# Bromeliad help



## chibisan713 (Dec 8, 2017)

I bought a few pups from Joshs Frogs about 2 weeks ago now, two are seeming to do fine but I'm worried about the other two. It was cold when they arrived, I work from home so they didn't sit outside, but they were rather cold to touch when I got them. I did also do a bleach dip to them before putting them in my new viv.

One the stolon completely pulled off after a few days in the viv, so I'm just waiting for that one to die honestly, I don't know if it just couldn't handle all the stress and is slowly rotting or what. Now one of the others (all are mounted on the background with toothpicks) is starting to leak and dripping down the stolon, so I'm worried that one will start to rot too since the water is leaking and sitting on the stolon. 

Are they supposed to ALWAYS have water in the center, or should I allow them to naturally drain the water and then refill, so they may be slightly dry periodically? I try to make sure they don't have standing water on the leaves, but was continually filling the center. So I'm not sure if I'm killing them with kindness? 

I have a beamswork snakeye LED on the tank, and like I said all are mounted with toothpicks forming an x around the base. I just bought a few more so I'm hoping to not kill those too when they arrive!


----------



## kimcmich (Jan 17, 2016)

Greetings,

Unless they were frozen, a little cold would not harm your broms during shipping. The pup may have been damaged in packing, transport or placement so losing it is not necessarily a sign of worse to come.

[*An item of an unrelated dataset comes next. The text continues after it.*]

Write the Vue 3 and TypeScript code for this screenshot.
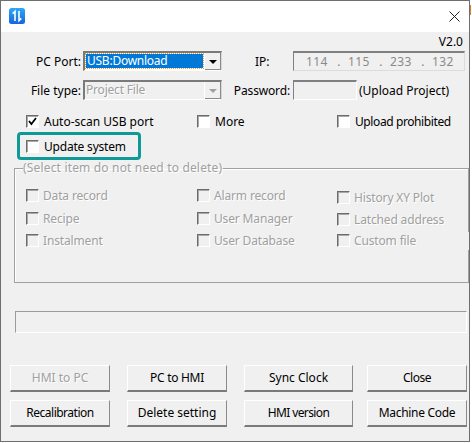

As for the other plant, merely having water on the pup/stolon will not hurt things. All my broms have water in their centers 24/7, 365. Broms do best in well drained soil - so their roots are happiest in a substrate that dries a bit between watering.


----------



## Andrew Sullivan (Aug 5, 2017)

From personal experience I have always put a light sphagma Moss under the roots and misted few times a day. They were always pretty wet and never drained and always thrived.


----------



## kimcmich (Jan 17, 2016)

@ASullivan,

I find Broms to be fairly bulletproof - and a few of the ones in my viv are certainly growing in always wet media and are none the worse for it. They are tough plants and many species are used to alot of moisture.

Still: the only reliable way to get a Brom to rot is to keep it in water-logged media so that's why I recommend against it. In a properly misted viv, a Brom should not need sphagnum to have sufficient root moister but, as always, individual mileage may vary.


----------



## Andrew Sullivan (Aug 5, 2017)

You’re correct, I put it under the roots so not touching the stem. I find it helps for establishment. You can remove wants new roots start to grow.


----------



## Encyclia (Aug 23, 2013)

chibisan713 said:


> I bought a few pups from Joshs Frogs about 2 weeks ago now, two are seeming to do fine but I'm worried about the other two. It was cold when they arrived, I work from home so they didn't sit outside, but they were rather cold to touch when I got them. I did also do a bleach dip to them before putting them in my new viv.
> 
> One the stolon completely pulled off after a few days in the viv, so I'm just waiting for that one to die honestly, I don't know if it just couldn't handle all the stress and is slowly rotting or what. Now one of the others (all are mounted on the background with toothpicks) is starting to leak and dripping down the stolon, so I'm worried that one will start to rot too since the water is leaking and sitting on the stolon.
> 
> ...


Can you describe the bleach dip procedure you used?


----------



## chibisan713 (Dec 8, 2017)

Encyclia said:


> Can you describe the bleach dip procedure you used?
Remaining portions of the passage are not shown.